There’s 2 interesting aspects to this ruling;
1 – Yes, the cow is getting better at being meat, with apologies to Patrick Brown for stealing and modifying his phrase. This FDA approval involves duplicating a naturally occurring short coat gene, which makes commercial cattle more resistant to temperature stress. This could improve both growth rates and yield. Gene editing has enormous potential to increase the growth rate and consistency of many animals, not just cattle. Add in other technology approaches such as work with algae and other methods of significantly reducing methane production and this could be considered as the cow “getting better” at being meat.
The lesson here is that the animal agriculture industry is far from technologically bankrupt. The question is, how fast can it innovate?
2 – It presents the cattle industry with an interesting quandary. How to use the best technologies to improve their existing technology but still criticise the use of technology in alternative protein products?
What about consumers?
Overall GMO products have been around for over 30 years with no adverse effects on consumers. (associated chemical contamination is another question) However, many studies have shown that consumers better accept genetic editing of plants than animals. So will there be a marketing campaign around acceptance of gene edited animals? Will things like a “Bioengineered” label on their beef turn consumers off? Will this short coat edit be promoted as improving animal welfare?
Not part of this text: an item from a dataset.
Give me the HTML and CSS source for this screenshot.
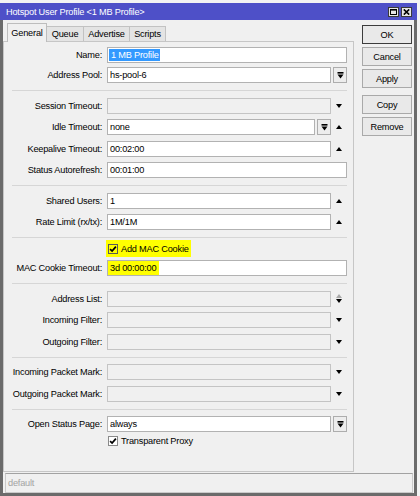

The bottom line is that if there is indeed a “battle” between conventional animal agriculture and alternative proteins it’s a technology battle. It’s not about labelling or the “nasty” vegans picking on cattle producers. Anyone telling this to the cattle industry is doing them no favours. In the end superior technologies usually win in the market, the questions are;
– What makes a technology “superior”? and
– Will consumers adopt or accept the new technology?
These two questions will determine the long term future of both the conventional and alternative protein industries. And there’s many alternative futures for protein. Which one will become reality will be determined by technology advances, in both industries, in the critical years through to 2030.